Pictures are not part of the copy. Retype the lines from the first one through the line that contains "string; shortcut?: string;".
↓
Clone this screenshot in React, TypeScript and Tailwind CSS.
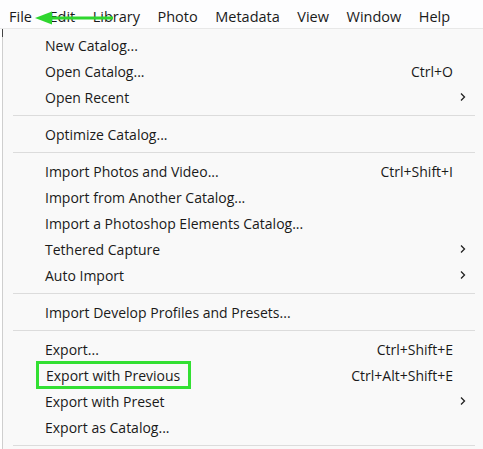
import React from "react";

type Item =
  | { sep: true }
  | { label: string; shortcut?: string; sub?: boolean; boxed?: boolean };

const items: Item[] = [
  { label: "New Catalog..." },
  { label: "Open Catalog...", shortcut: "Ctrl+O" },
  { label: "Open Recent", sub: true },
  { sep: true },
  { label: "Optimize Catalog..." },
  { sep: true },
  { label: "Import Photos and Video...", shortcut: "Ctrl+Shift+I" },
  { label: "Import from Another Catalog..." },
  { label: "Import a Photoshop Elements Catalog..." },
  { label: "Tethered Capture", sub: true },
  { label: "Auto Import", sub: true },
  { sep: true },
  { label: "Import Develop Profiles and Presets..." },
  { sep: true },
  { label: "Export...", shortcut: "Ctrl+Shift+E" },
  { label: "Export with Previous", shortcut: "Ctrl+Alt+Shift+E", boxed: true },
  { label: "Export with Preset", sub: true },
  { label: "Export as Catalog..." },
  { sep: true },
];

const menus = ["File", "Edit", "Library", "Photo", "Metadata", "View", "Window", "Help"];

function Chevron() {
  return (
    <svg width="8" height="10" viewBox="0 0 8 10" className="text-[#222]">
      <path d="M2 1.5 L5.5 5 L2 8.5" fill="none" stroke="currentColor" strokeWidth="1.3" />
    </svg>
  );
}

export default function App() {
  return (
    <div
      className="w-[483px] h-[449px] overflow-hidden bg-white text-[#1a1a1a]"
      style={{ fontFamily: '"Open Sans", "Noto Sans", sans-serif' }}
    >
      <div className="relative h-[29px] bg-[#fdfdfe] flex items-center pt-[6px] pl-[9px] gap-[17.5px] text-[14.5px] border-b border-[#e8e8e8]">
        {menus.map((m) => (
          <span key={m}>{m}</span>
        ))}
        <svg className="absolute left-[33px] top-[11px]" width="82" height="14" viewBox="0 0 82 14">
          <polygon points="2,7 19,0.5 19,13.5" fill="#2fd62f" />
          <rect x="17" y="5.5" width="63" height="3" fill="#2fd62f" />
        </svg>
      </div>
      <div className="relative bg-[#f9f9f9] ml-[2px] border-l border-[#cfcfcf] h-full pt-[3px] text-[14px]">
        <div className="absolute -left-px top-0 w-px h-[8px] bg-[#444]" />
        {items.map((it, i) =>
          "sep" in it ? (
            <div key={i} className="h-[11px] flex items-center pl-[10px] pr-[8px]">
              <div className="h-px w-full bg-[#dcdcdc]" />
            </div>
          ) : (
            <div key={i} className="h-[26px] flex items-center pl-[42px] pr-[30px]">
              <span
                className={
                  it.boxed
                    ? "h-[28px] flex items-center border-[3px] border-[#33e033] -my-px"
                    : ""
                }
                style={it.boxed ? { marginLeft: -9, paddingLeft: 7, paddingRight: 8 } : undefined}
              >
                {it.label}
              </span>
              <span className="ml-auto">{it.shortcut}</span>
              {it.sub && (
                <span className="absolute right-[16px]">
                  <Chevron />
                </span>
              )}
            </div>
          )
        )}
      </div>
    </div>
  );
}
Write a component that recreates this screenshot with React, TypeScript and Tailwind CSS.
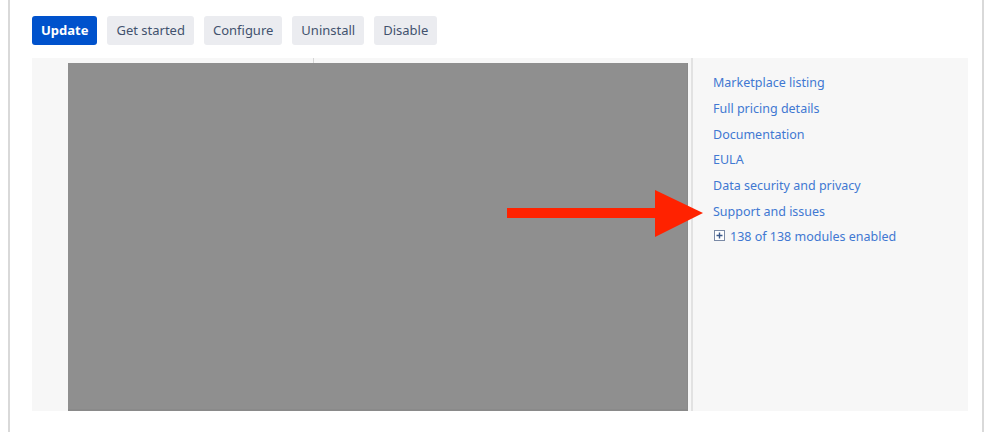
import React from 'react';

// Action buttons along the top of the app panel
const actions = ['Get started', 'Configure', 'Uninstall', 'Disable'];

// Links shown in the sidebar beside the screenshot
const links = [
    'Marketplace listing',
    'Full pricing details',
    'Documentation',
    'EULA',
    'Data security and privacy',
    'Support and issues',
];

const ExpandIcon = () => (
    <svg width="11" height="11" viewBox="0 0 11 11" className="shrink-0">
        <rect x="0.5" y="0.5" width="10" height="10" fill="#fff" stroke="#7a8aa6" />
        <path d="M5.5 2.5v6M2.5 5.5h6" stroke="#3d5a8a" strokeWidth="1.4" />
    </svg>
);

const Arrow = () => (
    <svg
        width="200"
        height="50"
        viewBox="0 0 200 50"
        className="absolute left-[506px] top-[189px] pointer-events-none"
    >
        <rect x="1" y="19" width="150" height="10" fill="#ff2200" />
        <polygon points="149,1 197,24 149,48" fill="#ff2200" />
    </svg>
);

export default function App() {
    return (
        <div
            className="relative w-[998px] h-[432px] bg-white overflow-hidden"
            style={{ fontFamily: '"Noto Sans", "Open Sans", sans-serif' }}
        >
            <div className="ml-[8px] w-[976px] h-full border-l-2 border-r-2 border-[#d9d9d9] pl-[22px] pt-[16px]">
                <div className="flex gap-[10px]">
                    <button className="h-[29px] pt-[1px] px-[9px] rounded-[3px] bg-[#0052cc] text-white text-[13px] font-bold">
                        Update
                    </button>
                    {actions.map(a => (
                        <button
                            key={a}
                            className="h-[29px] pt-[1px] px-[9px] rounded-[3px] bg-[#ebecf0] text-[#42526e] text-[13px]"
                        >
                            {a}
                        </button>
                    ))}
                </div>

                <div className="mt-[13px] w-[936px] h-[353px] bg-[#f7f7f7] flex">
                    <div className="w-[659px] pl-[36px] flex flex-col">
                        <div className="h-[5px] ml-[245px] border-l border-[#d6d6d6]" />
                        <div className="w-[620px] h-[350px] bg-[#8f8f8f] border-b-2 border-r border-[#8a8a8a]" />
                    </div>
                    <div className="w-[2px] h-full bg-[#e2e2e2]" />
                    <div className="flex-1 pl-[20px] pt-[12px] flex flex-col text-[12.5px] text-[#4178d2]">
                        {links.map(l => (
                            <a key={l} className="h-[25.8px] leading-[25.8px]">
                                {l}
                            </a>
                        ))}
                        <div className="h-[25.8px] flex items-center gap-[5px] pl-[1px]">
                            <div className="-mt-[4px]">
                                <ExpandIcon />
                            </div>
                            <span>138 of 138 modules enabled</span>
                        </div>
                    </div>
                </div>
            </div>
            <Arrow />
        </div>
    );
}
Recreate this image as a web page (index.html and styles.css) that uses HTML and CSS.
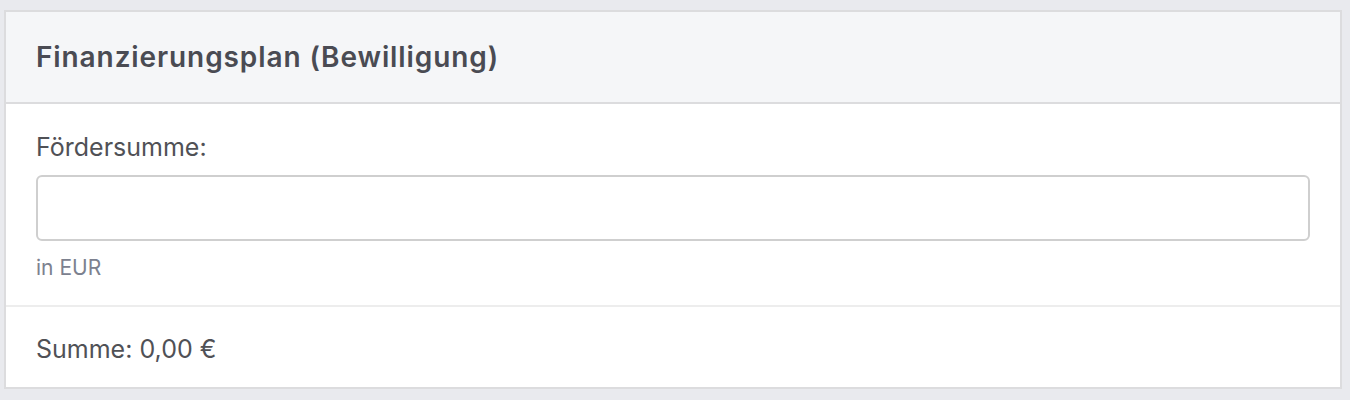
↑
### EXERCISE SOLUTION
Clone this screenshot in React, TypeScript and Tailwind CSS.
import React from "react";

type Item =
  | { sep: true }
  | { label: string; shortcut?: string; sub?: boolean; boxed?: boolean };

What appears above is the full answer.